=== Provided material ===
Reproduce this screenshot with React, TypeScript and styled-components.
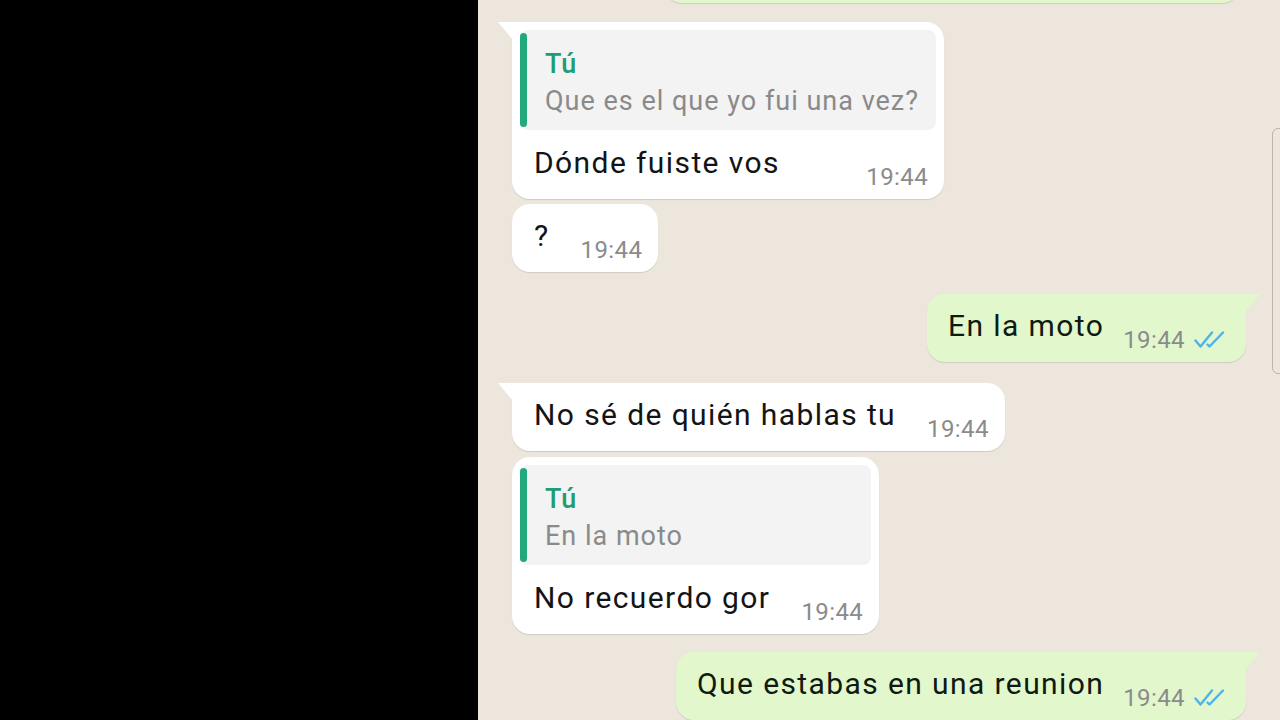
import React from "react";
import styled, { createGlobalStyle, css } from "styled-components";

const GlobalStyle = createGlobalStyle`
  html, body { margin: 0; padding: 0; background: #000; overflow: hidden; }
  * { box-sizing: border-box; }
`;

const Page = styled.div`
  display: flex;
  width: 1280px;
  height: 720px;
  overflow: hidden;
  font-family: Roboto, "Noto Sans", "Liberation Sans", sans-serif;
`;

const LeftPanel = styled.div`
  width: 478px;
  flex: none;
  background: #000;
`;

const Chat = styled.div`
  position: relative;
  flex: 1;
  background: #ece6dd;
  display: flex;
  flex-direction: column;
  padding: 0 34px;
  overflow: hidden;
`;

const EdgeOutline = styled.div`
  position: absolute;
  right: -12px;
  top: 128px;
  width: 20px;
  height: 246px;
  border: 1.5px solid #bcb5ac;
  border-radius: 6px;
`;

const Row = styled.div<{ $out?: boolean; $gap: number }>`
  display: flex;
  justify-content: ${(p) => (p.$out ? "flex-end" : "flex-start")};
  margin-top: ${(p) => p.$gap}px;
  flex: none;
`;

const Bubble = styled.div<{ $out?: boolean; $tail?: boolean; $quoted?: boolean }>`
  position: relative;
  display: flex;
  flex-direction: column;
  background: ${(p) => (p.$out ? "#e2f7cc" : "#ffffff")};
  border-radius: 18px;
  box-shadow: 0 1px 1px rgba(0, 0, 0, 0.12);
  padding: ${(p) => (p.$quoted ? "8px 8px 10px 8px" : "14px 0 10px 0")};
  ${(p) =>
    p.$tail &&
    (p.$out
      ? css`
          border-top-right-radius: 0;
          &::before {
            content: "";
            position: absolute;
            top: 0;
            right: -14px;
            width: 15px;
            height: 18px;
            background: #e2f7cc;
            clip-path: polygon(0 0, 100% 0, 0 100%);
          }
        `
      : css`
          border-top-left-radius: 0;
          &::before {
            content: "";
            position: absolute;
            top: 0;
            left: -14px;
            width: 15px;
            height: 18px;
            background: #ffffff;
            clip-path: polygon(0 0, 100% 0, 100% 100%);
          }
        `)}
`;

const Partial = styled(Bubble)`
  width: 576px;
  height: 68px;
  margin-right: 6px;
`;

const Quote = styled.div`
  display: flex;
  background: #f3f3f3;
  border-radius: 8px;
  height: 100px;
`;

const QuoteBar = styled.div`
  width: 7px;
  flex: none;
  background: #22a97b;
  border-radius: 4px;
  margin: 3px 0;
`;

const QuoteBody = styled.div`
  display: flex;
  flex-direction: column;
  padding: 17px 17px 0 18px;
`;

const QuoteAuthor = styled.div`
  color: #229c72;
  font-size: 27px;
  font-weight: 500;
  letter-spacing: 1px;
  line-height: 34px;
`;

const QuoteText = styled.div`
  color: #8a8a8a;
  font-size: 27px;
  letter-spacing: 1px;
  line-height: 40px;
  white-space: nowrap;
`;

const Line = styled.div<{ $out?: boolean; $quoted?: boolean }>`
  display: flex;
  align-items: flex-start;
  padding: ${(p) =>
    p.$quoted ? "15px 8px 0 14px" : p.$out ? "0 18px 0 21px" : "0 16px 0 22px"};
`;

const Text = styled.span<{ $out?: boolean }>`
  flex: 1;
  font-size: 30px;
  letter-spacing: 1.4px;
  line-height: 36px;
  color: ${(p) => (p.$out ? "#0f1a10" : "#141414")};
  white-space: nowrap;
`;

const Meta = styled.span<{ $out?: boolean }>`
  display: flex;
  align-items: center;
  gap: 9px;
  margin-top: 20px;
  margin-left: ${(p) => (p.$out ? 19 : 31)}px;
  font-size: 24px;
  letter-spacing: 0.4px;
  line-height: 24px;
  color: #8b8b8b;
  white-space: nowrap;
`;

const Ticks = () => (
  <svg width="34" height="18" viewBox="0 0 34 18" fill="none">
    <path d="M1.5 9.5 L6.5 15.5 L18 1.5" stroke="#4fb3e8" strokeWidth="2.4" strokeLinecap="round" strokeLinejoin="round" />
    <path d="M13.5 13.5 L15.5 15.5 L29 1.5" stroke="#4fb3e8" strokeWidth="2.4" strokeLinecap="round" strokeLinejoin="round" />
  </svg>
);

type Msg = {
  out?: boolean;
  tail?: boolean;
  gap: number;
  text: string;
  quote?: string;
};

const messages: Msg[] = [
  { gap: 19, tail: true, text: "Dónde fuiste vos", quote: "Que es el que yo fui una vez?" },
  { gap: 5, text: "?" },
  { gap: 22, out: true, tail: true, text: "En la moto" },
  { gap: 21, tail: true, text: "No sé de quién hablas tu" },
  { gap: 6, text: "No recuerdo gor", quote: "En la moto" },
  { gap: 18, out: true, tail: true, text: "Que estabas en una reunion" },
];

export default function App() {
  return (
    <>
      <GlobalStyle />
      <Page>
        <LeftPanel />
        <Chat>
          <Row $out $gap={-65}>
            <Partial $out />
          </Row>
          {messages.map((m, i) => (
            <Row key={i} $out={m.out} $gap={m.gap}>
              <Bubble $out={m.out} $tail={m.tail} $quoted={!!m.quote}>
                {m.quote && (
                  <Quote>
                    <QuoteBar />
                    <QuoteBody>
                      <QuoteAuthor>Tú</QuoteAuthor>
                      <QuoteText>{m.quote}</QuoteText>
                    </QuoteBody>
                  </Quote>
                )}
                <Line $out={m.out} $quoted={!!m.quote}>
                  <Text $out={m.out}>{m.text}</Text>
                  <Meta $out={m.out}>
                    19:44
                    {m.out && <Ticks />}
                  </Meta>
                </Line>
              </Bubble>
            </Row>
          ))}
          <EdgeOutline />
        </Chat>
      </Page>
    </>
  );
}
===
Reproduce the listing above exactly, excluding all pictures.

--- The completed task ---
Reproduce this screenshot with React, TypeScript and styled-components.
import React from "react";
import styled, { createGlobalStyle, css } from "styled-components";

const GlobalStyle = createGlobalStyle`
  html, body { margin: 0; padding: 0; background: #000; overflow: hidden; }
  * { box-sizing: border-box; }
`;

const Page = styled.div`
  display: flex;
  width: 1280px;
  height: 720px;
  overflow: hidden;
  font-family: Roboto, "Noto Sans", "Liberation Sans", sans-serif;
`;

const LeftPanel = styled.div`
  width: 478px;
  flex: none;
  background: #000;
`;

const Chat = styled.div`
  position: relative;
  flex: 1;
  background: #ece6dd;
  display: flex;
  flex-direction: column;
  padding: 0 34px;
  overflow: hidden;
`;

const EdgeOutline = styled.div`
  position: absolute;
  right: -12px;
  top: 128px;
  width: 20px;
  height: 246px;
  border: 1.5px solid #bcb5ac;
  border-radius: 6px;
`;

const Row = styled.div<{ $out?: boolean; $gap: number }>`
  display: flex;
  justify-content: ${(p) => (p.$out ? "flex-end" : "flex-start")};
  margin-top: ${(p) => p.$gap}px;
  flex: none;
`;

const Bubble = styled.div<{ $out?: boolean; $tail?: boolean; $quoted?: boolean }>`
  position: relative;
  display: flex;
  flex-direction: column;
  background: ${(p) => (p.$out ? "#e2f7cc" : "#ffffff")};
  border-radius: 18px;
  box-shadow: 0 1px 1px rgba(0, 0, 0, 0.12);
  padding: ${(p) => (p.$quoted ? "8px 8px 10px 8px" : "14px 0 10px 0")};
  ${(p) =>
    p.$tail &&
    (p.$out
      ? css`
          border-top-right-radius: 0;
          &::before {
            content: "";
            position: absolute;
            top: 0;
            right: -14px;
            width: 15px;
            height: 18px;
            background: #e2f7cc;
            clip-path: polygon(0 0, 100% 0, 0 100%);
          }
        `
      : css`
          border-top-left-radius: 0;
          &::before {
            content: "";
            position: absolute;
            top: 0;
            left: -14px;
            width: 15px;
            height: 18px;
            background: #ffffff;
            clip-path: polygon(0 0, 100% 0, 100% 100%);
          }
        `)}
`;

const Partial = styled(Bubble)`
  width: 576px;
  height: 68px;
  margin-right: 6px;
`;

const Quote = styled.div`
  display: flex;
  background: #f3f3f3;
  border-radius: 8px;
  height: 100px;
`;

const QuoteBar = styled.div`
  width: 7px;
  flex: none;
  background: #22a97b;
  border-radius: 4px;
  margin: 3px 0;
`;

const QuoteBody = styled.div`
  display: flex;
  flex-direction: column;
  padding: 17px 17px 0 18px;
`;

const QuoteAuthor = styled.div`
  color: #229c72;
  font-size: 27px;
  font-weight: 500;
  letter-spacing: 1px;
  line-height: 34px;
`;

const QuoteText = styled.div`
  color: #8a8a8a;
  font-size: 27px;
  letter-spacing: 1px;
  line-height: 40px;
  white-space: nowrap;
`;

const Line = styled.div<{ $out?: boolean; $quoted?: boolean }>`
  display: flex;
  align-items: flex-start;
  padding: ${(p) =>
    p.$quoted ? "15px 8px 0 14px" : p.$out ? "0 18px 0 21px" : "0 16px 0 22px"};
`;

const Text = styled.span<{ $out?: boolean }>`
  flex: 1;
  font-size: 30px;
  letter-spacing: 1.4px;
  line-height: 36px;
  color: ${(p) => (p.$out ? "#0f1a10" : "#141414")};
  white-space: nowrap;
`;

const Meta = styled.span<{ $out?: boolean }>`
  display: flex;
  align-items: center;
  gap: 9px;
  margin-top: 20px;
  margin-left: ${(p) => (p.$out ? 19 : 31)}px;
  font-size: 24px;
  letter-spacing: 0.4px;
  line-height: 24px;
  color: #8b8b8b;
  white-space: nowrap;
`;

const Ticks = () => (
  <svg width="34" height="18" viewBox="0 0 34 18" fill="none">
    <path d="M1.5 9.5 L6.5 15.5 L18 1.5" stroke="#4fb3e8" strokeWidth="2.4" strokeLinecap="round" strokeLinejoin="round" />
    <path d="M13.5 13.5 L15.5 15.5 L29 1.5" stroke="#4fb3e8" strokeWidth="2.4" strokeLinecap="round" strokeLinejoin="round" />
  </svg>
);

type Msg = {
  out?: boolean;
  tail?: boolean;
  gap: number;
  text: string;
  quote?: string;
};

const messages: Msg[] = [
  { gap: 19, tail: true, text: "Dónde fuiste vos", quote: "Que es el que yo fui una vez?" },
  { gap: 5, text: "?" },
  { gap: 22, out: true, tail: true, text: "En la moto" },
  { gap: 21, tail: true, text: "No sé de quién hablas tu" },
  { gap: 6, text: "No recuerdo gor", quote: "En la moto" },
  { gap: 18, out: true, tail: true, text: "Que estabas en una reunion" },
];

export default function App() {
  return (
    <>
      <GlobalStyle />
      <Page>
        <LeftPanel />
        <Chat>
          <Row $out $gap={-65}>
            <Partial $out />
          </Row>
          {messages.map((m, i) => (
            <Row key={i} $out={m.out} $gap={m.gap}>
              <Bubble $out={m.out} $tail={m.tail} $quoted={!!m.quote}>
                {m.quote && (
                  <Quote>
                    <QuoteBar />
                    <QuoteBody>
                      <QuoteAuthor>Tú</QuoteAuthor>
                      <QuoteText>{m.quote}</QuoteText>
                    </QuoteBody>
                  </Quote>
                )}
                <Line $out={m.out} $quoted={!!m.quote}>
                  <Text $out={m.out}>{m.text}</Text>
                  <Meta $out={m.out}>
                    19:44
                    {m.out && <Ticks />}
                  </Meta>
                </Line>
              </Bubble>
            </Row>
          ))}
          <EdgeOutline />
        </Chat>
      </Page>
    </>
  );
}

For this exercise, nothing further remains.